[start of Given information]

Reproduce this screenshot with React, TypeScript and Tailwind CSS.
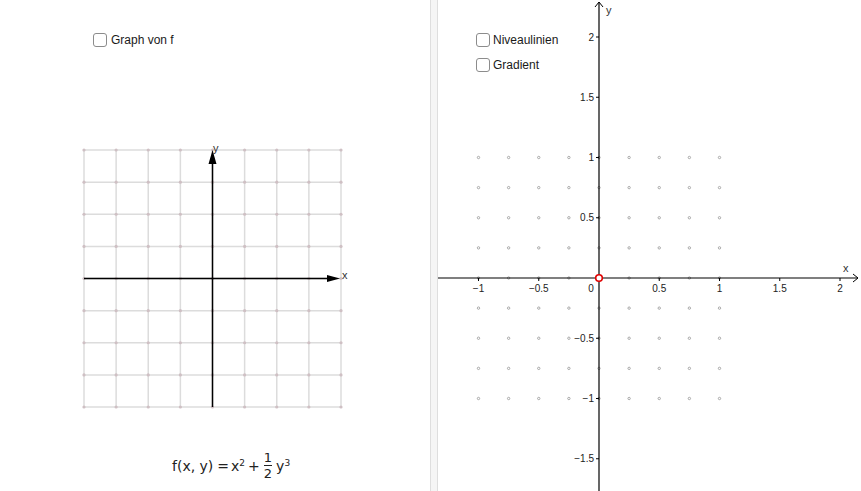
import React from "react";

const S = 120.5;
const OX = 161;
const OY = 278;
const X = (v: number) => OX + v * S;
const Y = (v: number) => OY - v * S;

function Check({ label, gap }: { label: string; gap: string }) {
  return (
    <label className={`flex h-[14px] items-center ${gap} text-[12px] leading-none text-[#1a1a1a]`}>
      <span className="h-[14px] w-[14px] shrink-0 rounded-[3px] border-[1.5px] border-[#8c8c8c] bg-white" />
      {label}
    </label>
  );
}

function LeftGrid() {
  const step = 257 / 8;
  const xs = Array.from({ length: 9 }, (_, i) => 84 + i * step);
  const ys = Array.from({ length: 9 }, (_, j) => 10 + j * step);
  return (
    <svg width={430} height={275} className="block">
      {xs.map((x, i) => (
        <line key={"v" + i} x1={x} y1={ys[0]} x2={x} y2={ys[8]} stroke="#dcdcdc" strokeWidth={1.5} />
      ))}
      {ys.map((y, j) => (
        <line key={"h" + j} x1={xs[0]} y1={y} x2={xs[8]} y2={y} stroke="#dcdcdc" strokeWidth={1.5} />
      ))}
      {xs.map((x, i) =>
        ys.map((y, j) => <circle key={i + "-" + j} cx={x} cy={y} r={1.6} fill="#cfc0c4" />)
      )}
      <line x1={xs[4]} y1={ys[8]} x2={xs[4]} y2={22} stroke="#000" strokeWidth={1.5} />
      <polygon points={`${xs[4]},10 ${xs[4] - 4},24 ${xs[4] + 4},24`} fill="#000" />
      <line x1={xs[0]} y1={ys[4]} x2={329} y2={ys[4]} stroke="#000" strokeWidth={1.5} />
      <polygon points={`340,${ys[4]} 327,${ys[4] - 3.5} 327,${ys[4] + 3.5}`} fill="#000" />
      <text x={213} y={12} fontSize={11} fill="#333" fontFamily="Liberation Sans, Arial, sans-serif">
        y
      </text>
      <text x={342} y={139} fontSize={11} fill="#333" fontFamily="Liberation Sans, Arial, sans-serif">
        x
      </text>
    </svg>
  );
}

function RightPlot() {
  const dots: [number, number][] = [];
  for (let i = -4; i <= 4; i++)
    for (let j = -4; j <= 4; j++) if (i !== 0 || j !== 0) dots.push([i / 4, j / 4]);
  const xl = [-1, -0.5, 0.5, 1, 1.5, 2];
  const yl = [2, 1.5, 1, 0.5, -0.5, -1, -1.5];
  const fmt = (v: number) => (v < 0 ? "\u2212" + Math.abs(v) : String(v));
  const font = "Liberation Sans, Arial, sans-serif";
  return (
    <svg width={423} height={491} className="absolute inset-0 block">
      {dots.map(([a, b], k) => (
        <circle key={k} cx={X(a)} cy={Y(b)} r={1.2} fill="#fff" stroke="#a0a0a0" strokeWidth={0.9} />
      ))}
      <line x1={0} y1={OY} x2={420} y2={OY} stroke="#000" strokeWidth={1.2} />
      <polyline points={`415,${OY - 4} 420,${OY} 415,${OY + 4}`} fill="none" stroke="#000" strokeWidth={1} />
      <line x1={OX} y1={2} x2={OX} y2={491} stroke="#000" strokeWidth={1.2} />
      <polyline points={`${OX - 4},7 ${OX},2 ${OX + 4},7`} fill="none" stroke="#000" strokeWidth={1} />
      {xl.map((v) => (
        <g key={"x" + v}>
          <line x1={X(v)} y1={OY} x2={X(v)} y2={OY + 3} stroke="#000" strokeWidth={1} />
          <text x={X(v)} y={OY + 14} fontSize={10} fill="#222" textAnchor="middle" fontFamily={font}>
            {fmt(v)}
          </text>
        </g>
      ))}
      <text x={OX - 8} y={OY + 14} fontSize={10} fill="#222" textAnchor="middle" fontFamily={font}>
        0
      </text>
      {yl.map((v) => (
        <g key={"y" + v}>
          <line x1={OX - 3} y1={Y(v)} x2={OX} y2={Y(v)} stroke="#000" strokeWidth={1} />
          <text x={OX - 5} y={Y(v) + 3.5} fontSize={10} fill="#222" textAnchor="end" fontFamily={font}>
            {fmt(v)}
          </text>
        </g>
      ))}
      <circle cx={OX} cy={OY} r={3.3} fill="#fff" stroke="#e00000" strokeWidth={1.6} />
      <text x={168} y={14} fontSize={11} fill="#333" fontFamily={font}>
        y
      </text>
      <text x={405} y={272} fontSize={11} fill="#333" fontFamily={font}>
        x
      </text>
    </svg>
  );
}

export default function App() {
  return (
    <div
      className="flex h-[491px] w-[861px] overflow-hidden bg-white"
      style={{ fontFamily: "'Liberation Sans', Arial, sans-serif" }}
    >
      <div className="flex w-[430px] shrink-0 flex-col">
        <div className="ml-[93px] mt-[33px]">
          <Check label="Graph von f" gap="gap-[4px]" />
        </div>
        <div className="mt-[93px]">
          <LeftGrid />
        </div>
        <div
          className="ml-[172px] mt-[36px] flex items-center text-[14px] leading-none text-[#222]"
          style={{ fontFamily: "'DejaVu Sans', sans-serif" }}
        >
          <span>f(x, y)</span>
          <span className="ml-[4px]">=</span>
          <span className="ml-[2px]">
            x<sup className="text-[9px]">2</sup>
          </span>
          <span className="ml-[3px]">+</span>
          <span className="mx-[4px] inline-flex flex-col items-center text-[13px] leading-none">
            <span>1</span>
            <span className="my-[1px] h-px w-[8px] bg-[#222]" />
            <span>2</span>
          </span>
          <span>
            y<sup className="text-[9px]">3</sup>
          </span>
        </div>
      </div>
      <div className="w-[8px] shrink-0 border-x border-[#dedede] bg-[#f5f5f5]" />
      <div className="relative flex-1">
        <RightPlot />
        <div className="relative ml-[38px] mt-[33px] flex flex-col gap-[11px]">
          <Check label="Niveaulinien" gap="gap-[3px]" />
          <Check label="Gradient" gap="gap-[3px]" />
        </div>
      </div>
    </div>
  );
}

[end of Given information]

▶ _Challenge_: Return the material exactly as given, apart from the pictures.

▶ _Complete answer_:
Reproduce this screenshot with React, TypeScript and Tailwind CSS.
import React from "react";

const S = 120.5;
const OX = 161;
const OY = 278;
const X = (v: number) => OX + v * S;
const Y = (v: number) => OY - v * S;

function Check({ label, gap }: { label: string; gap: string }) {
  return (
    <label className={`flex h-[14px] items-center ${gap} text-[12px] leading-none text-[#1a1a1a]`}>
      <span className="h-[14px] w-[14px] shrink-0 rounded-[3px] border-[1.5px] border-[#8c8c8c] bg-white" />
      {label}
    </label>
  );
}

function LeftGrid() {
  const step = 257 / 8;
  const xs = Array.from({ length: 9 }, (_, i) => 84 + i * step);
  const ys = Array.from({ length: 9 }, (_, j) => 10 + j * step);
  return (
    <svg width={430} height={275} className="block">
      {xs.map((x, i) => (
        <line key={"v" + i} x1={x} y1={ys[0]} x2={x} y2={ys[8]} stroke="#dcdcdc" strokeWidth={1.5} />
      ))}
      {ys.map((y, j) => (
        <line key={"h" + j} x1={xs[0]} y1={y} x2={xs[8]} y2={y} stroke="#dcdcdc" strokeWidth={1.5} />
      ))}
      {xs.map((x, i) =>
        ys.map((y, j) => <circle key={i + "-" + j} cx={x} cy={y} r={1.6} fill="#cfc0c4" />)
      )}
      <line x1={xs[4]} y1={ys[8]} x2={xs[4]} y2={22} stroke="#000" strokeWidth={1.5} />
      <polygon points={`${xs[4]},10 ${xs[4] - 4},24 ${xs[4] + 4},24`} fill="#000" />
      <line x1={xs[0]} y1={ys[4]} x2={329} y2={ys[4]} stroke="#000" strokeWidth={1.5} />
      <polygon points={`340,${ys[4]} 327,${ys[4] - 3.5} 327,${ys[4] + 3.5}`} fill="#000" />
      <text x={213} y={12} fontSize={11} fill="#333" fontFamily="Liberation Sans, Arial, sans-serif">
        y
      </text>
      <text x={342} y={139} fontSize={11} fill="#333" fontFamily="Liberation Sans, Arial, sans-serif">
        x
      </text>
    </svg>
  );
}

function RightPlot() {
  const dots: [number, number][] = [];
  for (let i = -4; i <= 4; i++)
    for (let j = -4; j <= 4; j++) if (i !== 0 || j !== 0) dots.push([i / 4, j / 4]);
  const xl = [-1, -0.5, 0.5, 1, 1.5, 2];
  const yl = [2, 1.5, 1, 0.5, -0.5, -1, -1.5];
  const fmt = (v: number) => (v < 0 ? "\u2212" + Math.abs(v) : String(v));
  const font = "Liberation Sans, Arial, sans-serif";
  return (
    <svg width={423} height={491} className="absolute inset-0 block">
      {dots.map(([a, b], k) => (
        <circle key={k} cx={X(a)} cy={Y(b)} r={1.2} fill="#fff" stroke="#a0a0a0" strokeWidth={0.9} />
      ))}
      <line x1={0} y1={OY} x2={420} y2={OY} stroke="#000" strokeWidth={1.2} />
      <polyline points={`415,${OY - 4} 420,${OY} 415,${OY + 4}`} fill="none" stroke="#000" strokeWidth={1} />
      <line x1={OX} y1={2} x2={OX} y2={491} stroke="#000" strokeWidth={1.2} />
      <polyline points={`${OX - 4},7 ${OX},2 ${OX + 4},7`} fill="none" stroke="#000" strokeWidth={1} />
      {xl.map((v) => (
        <g key={"x" + v}>
          <line x1={X(v)} y1={OY} x2={X(v)} y2={OY + 3} stroke="#000" strokeWidth={1} />
          <text x={X(v)} y={OY + 14} fontSize={10} fill="#222" textAnchor="middle" fontFamily={font}>
            {fmt(v)}
          </text>
        </g>
      ))}
      <text x={OX - 8} y={OY + 14} fontSize={10} fill="#222" textAnchor="middle" fontFamily={font}>
        0
      </text>
      {yl.map((v) => (
        <g key={"y" + v}>
          <line x1={OX - 3} y1={Y(v)} x2={OX} y2={Y(v)} stroke="#000" strokeWidth={1} />
          <text x={OX - 5} y={Y(v) + 3.5} fontSize={10} fill="#222" textAnchor="end" fontFamily={font}>
            {fmt(v)}
          </text>
        </g>
      ))}
      <circle cx={OX} cy={OY} r={3.3} fill="#fff" stroke="#e00000" strokeWidth={1.6} />
      <text x={168} y={14} fontSize={11} fill="#333" fontFamily={font}>
        y
      </text>
      <text x={405} y={272} fontSize={11} fill="#333" fontFamily={font}>
        x
      </text>
    </svg>
  );
}

export default function App() {
  return (
    <div
      className="flex h-[491px] w-[861px] overflow-hidden bg-white"
      style={{ fontFamily: "'Liberation Sans', Arial, sans-serif" }}
    >
      <div className="flex w-[430px] shrink-0 flex-col">
        <div className="ml-[93px] mt-[33px]">
          <Check label="Graph von f" gap="gap-[4px]" />
        </div>
        <div className="mt-[93px]">
          <LeftGrid />
        </div>
        <div
          className="ml-[172px] mt-[36px] flex items-center text-[14px] leading-none text-[#222]"
          style={{ fontFamily: "'DejaVu Sans', sans-serif" }}
        >
          <span>f(x, y)</span>
          <span className="ml-[4px]">=</span>
          <span className="ml-[2px]">
            x<sup className="text-[9px]">2</sup>
          </span>
          <span className="ml-[3px]">+</span>
          <span className="mx-[4px] inline-flex flex-col items-center text-[13px] leading-none">
            <span>1</span>
            <span className="my-[1px] h-px w-[8px] bg-[#222]" />
            <span>2</span>
          </span>
          <span>
            y<sup className="text-[9px]">3</sup>
          </span>
        </div>
      </div>
      <div className="w-[8px] shrink-0 border-x border-[#dedede] bg-[#f5f5f5]" />
      <div className="relative flex-1">
        <RightPlot />
        <div className="relative ml-[38px] mt-[33px] flex flex-col gap-[11px]">
          <Check label="Niveaulinien" gap="gap-[3px]" />
          <Check label="Gradient" gap="gap-[3px]" />
        </div>
      </div>
    </div>
  );
}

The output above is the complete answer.